There are other criticisms too.

Many believe there is inadequate oversight from the SEC.

In addition, industry commentators believe it isn’t fair that the body acts like a government agency but does not have to follow the same rules and laws.

For example, FINRA is not subject to the Freedom of Information Act.

Recent FINRA Performance

FINRA does more than collate data and run background checks on investment advisors.

It also oversees regulatory exams of licensed institutions.

For example, in 2015 the body released their annual Regulatory and Examinations Priorities Letter.

This has significant influence over broker-dealers and affiliated banks and insurance companies.
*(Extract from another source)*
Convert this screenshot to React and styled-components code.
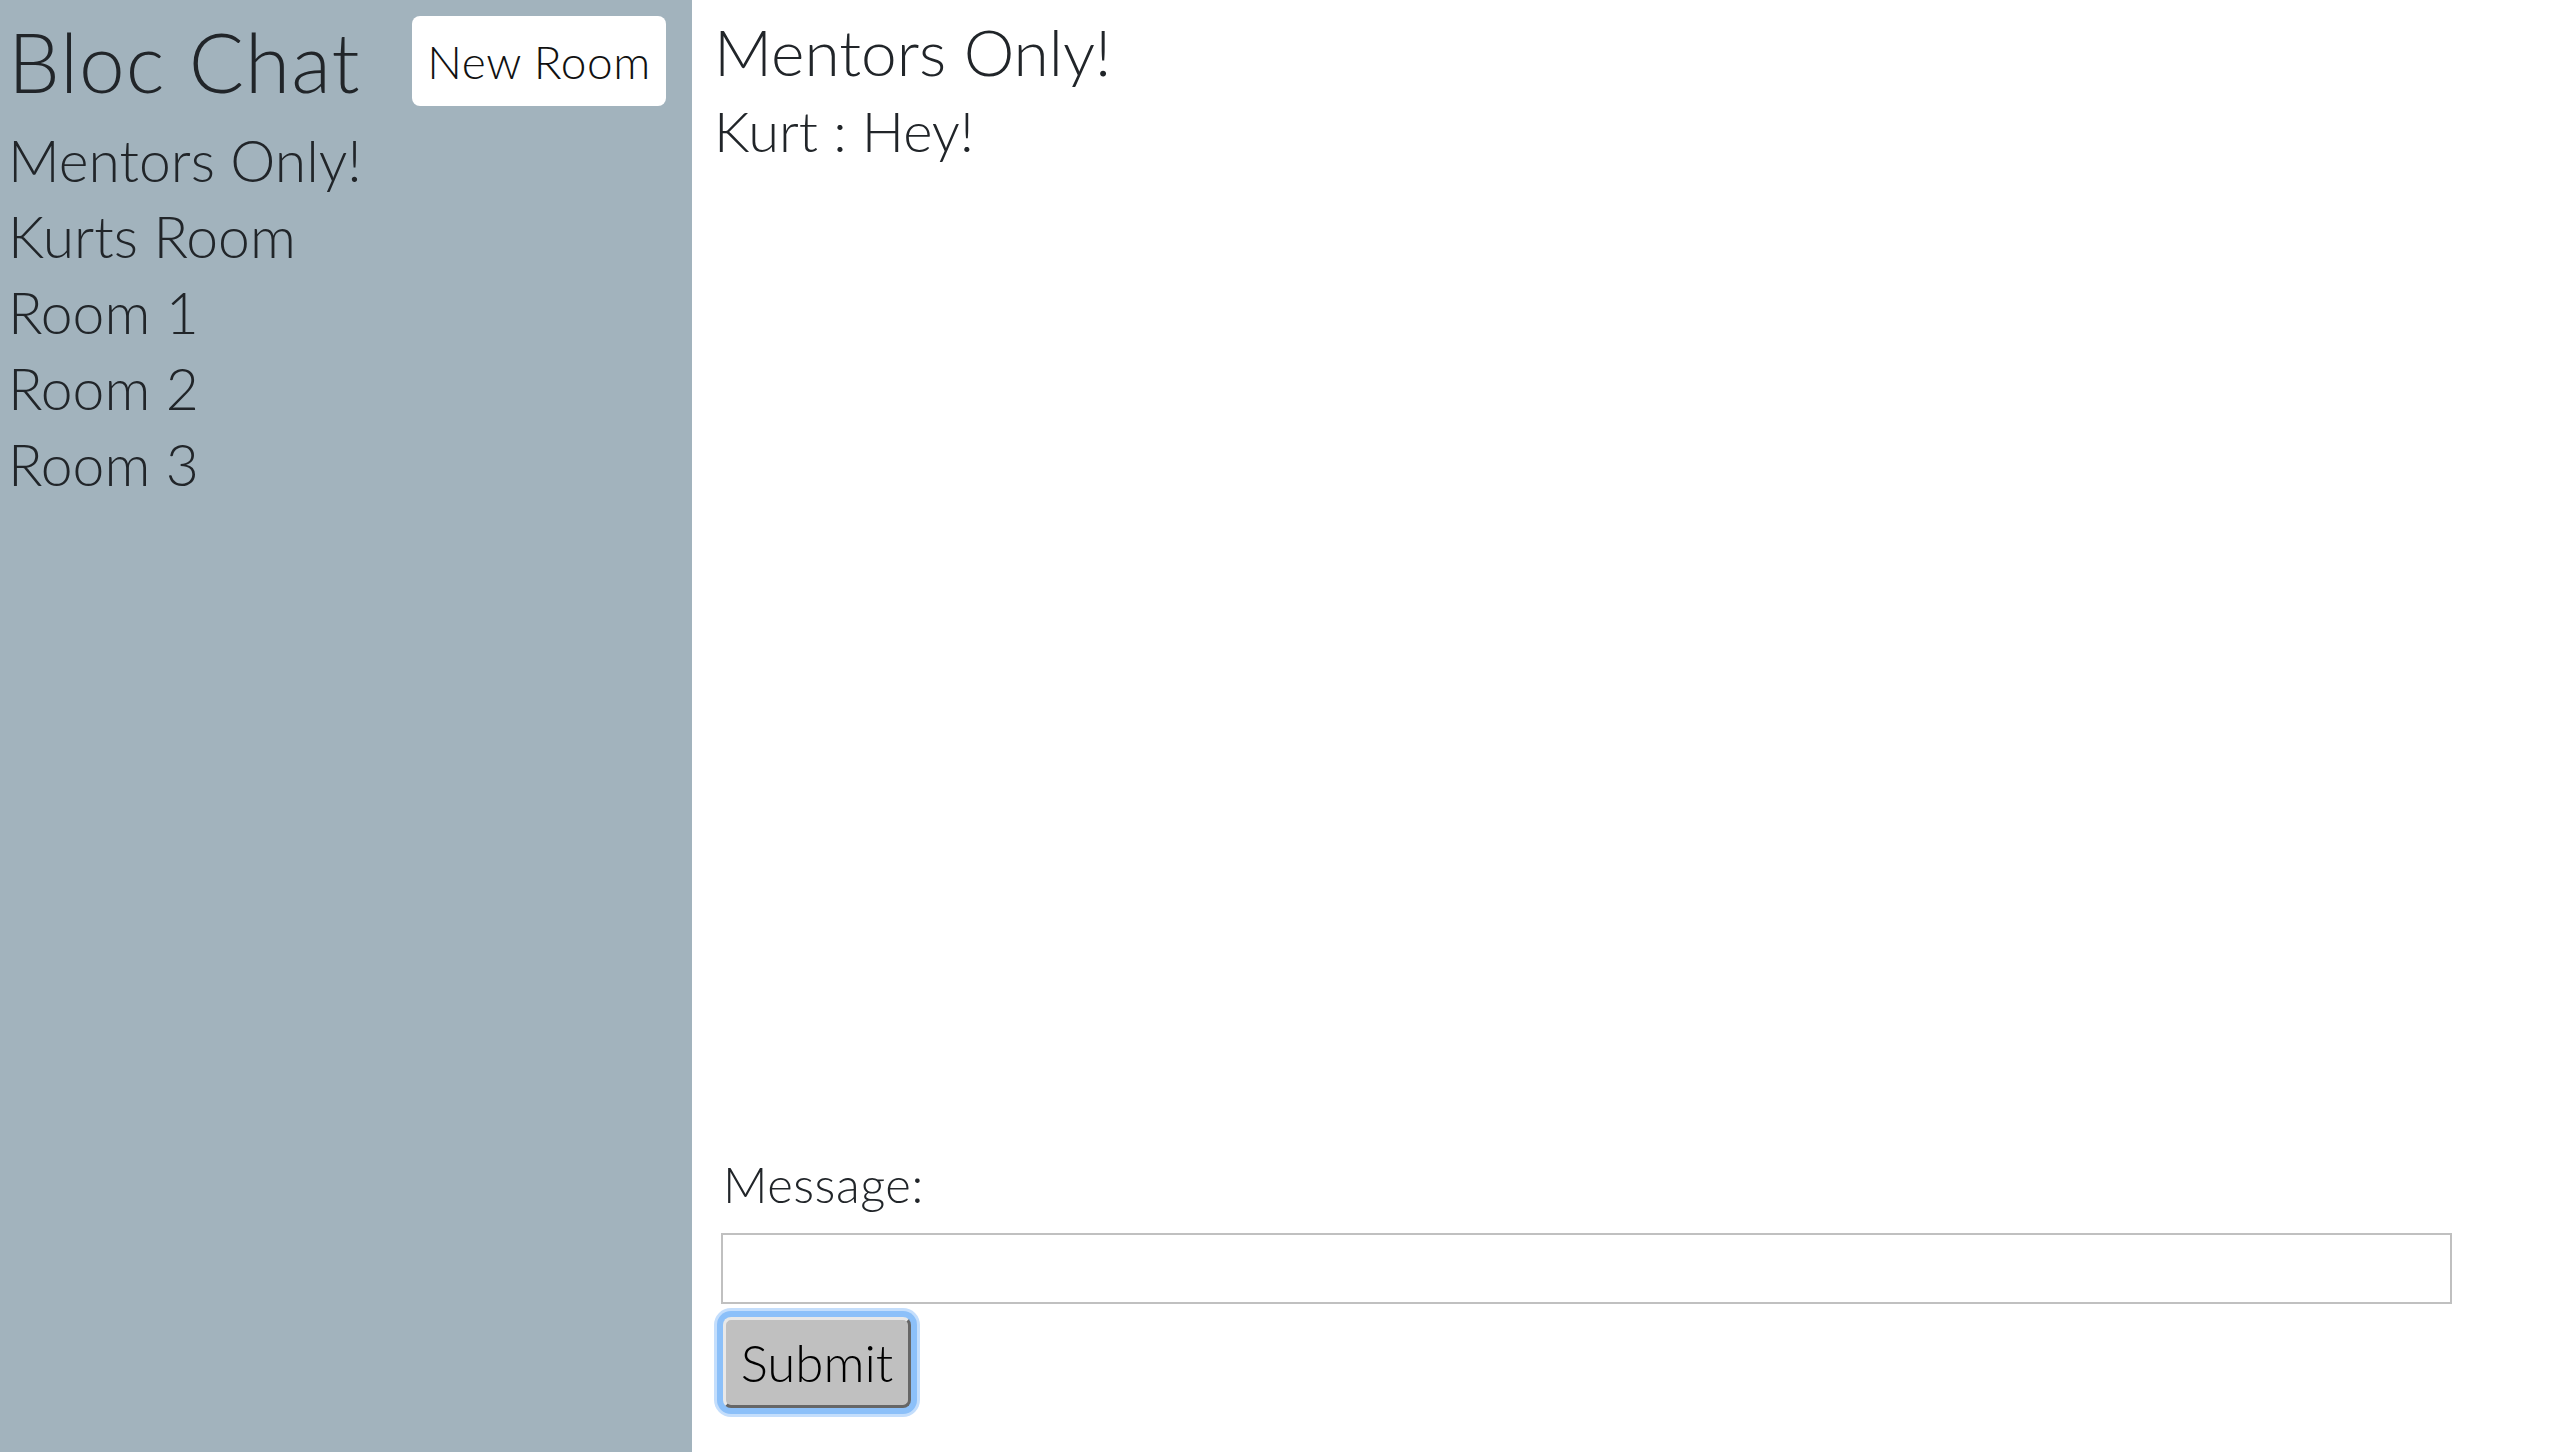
import React from 'react';
import styled, {createGlobalStyle} from 'styled-components';

const rooms = ['Mentors Only!', 'Kurts Room', 'Room 1', 'Room 2', 'Room 3'];
const messages = [{user: 'Kurt', text: 'Hey!'}];

const Global = createGlobalStyle`
    body {
        margin: 0;
        font-family: Lato, "Open Sans", sans-serif;
        font-weight: 300;
        color: #212529;
    }
`;

const Page = styled.div`
    display: flex;
    height: 1452px;
`;

const Sidebar = styled.aside`
    width: 692px;
    flex-shrink: 0;
    background-color: #a2b3bd;
    padding: 16px 0 0 8px;
    box-sizing: border-box;
`;

const Header = styled.div`
    display: flex;
    align-items: center;
    justify-content: space-between;
    padding-right: 26px;
`;

const Title = styled.h1`
    margin: 0;
    font-size: 82px;
    font-weight: 300;
    line-height: 90px;
    letter-spacing: 1px;
`;

const NewRoom = styled.button`
    height: 90px;
    width: 254px;
    padding: 0;
    background: #ffffff;
    border: none;
    border-radius: 8px;
    font-family: inherit;
    font-weight: 300;
    font-size: 46px;
    letter-spacing: 0.5px;
    color: #111;
`;

const RoomList = styled.ul`
    list-style: none;
    margin: 16px 0 0;
    padding: 0;
`;

const Room = styled.li`
    font-size: 57px;
    line-height: 76px;
`;

const Main = styled.main`
    flex: 1;
    display: flex;
    flex-direction: column;
    padding: 12px 0 44px 22px;
`;

const RoomTitle = styled.h2`
    margin: 0;
    font-size: 64px;
    font-weight: 300;
    line-height: 80px;
`;

const Message = styled.div`
    font-size: 56px;
    line-height: 70px;
    margin-top: 4px;
`;

const Form = styled.form`
    margin-top: auto;
    display: flex;
    flex-direction: column;
    align-items: flex-start;
    padding-left: 9px;
`;

const Label = styled.label`
    font-size: 49px;
    line-height: 60px;
    letter-spacing: 0.5px;
`;

const Input = styled.input`
    width: 1731px;
    height: 71px;
    margin: 19px 0 0 -2px;
    box-sizing: border-box;
    border: 2px solid #c0c0c0;
    font-size: 40px;
`;

const Submit = styled.button`
    margin: 13px 0 0 0;
    width: 188px;
    height: 91px;
    box-sizing: border-box;
    background: #c0c0c0;
    border: 3px solid;
    border-color: #e8e8e8 #666 #666 #e8e8e8;
    border-radius: 8px;
    box-shadow: 0 0 0 6px #8cc0f9, 0 0 0 9px #c4defc;
    font-family: inherit;
    font-weight: 300;
    font-size: 51px;
    color: #000;
`;

export default class App extends React.Component {
    render() {
        const list = rooms.map((r, i) => <Room key={i}>{r}</Room>);
        const msgs = messages.map((m, i) => (
            <Message key={i}>{m.user} : {m.text}</Message>
        ));
        return (
            <Page>
                <Global />
                <Sidebar>
                    <Header>
                        <Title>Bloc Chat</Title>
                        <NewRoom>New Room</NewRoom>
                    </Header>
                    <RoomList>
                        {list}
                    </RoomList>
                </Sidebar>
                <Main>
                    <RoomTitle>Mentors Only!</RoomTitle>
                    {msgs}
                    <Form onSubmit={e => e.preventDefault()}>
                        <Label>Message:</Label>
                        <Input type="text" />
                        <Submit type="submit">Submit</Submit>
                    </Form>
                </Main>
            </Page>
        );
    }
}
Concerns about variable annuities and certain sales practices were brought up in the letter.

However, in the 2016 letter, it became apparent more work was still to be done.

In particular, there were worries around interest-rate sensitive products, following an increase in interest rates.

Disciplinary Actions

You can see their monthly and quarterly disciplinary reviews for the most recent enforcement actions.

For example, in 2017, 1,400 disciplinary actions were taken by the regulatory agency while over 500 brokers were barred.

Early 2018 saw a number of fines given out for misleading customers and unsuitable use of customer funds.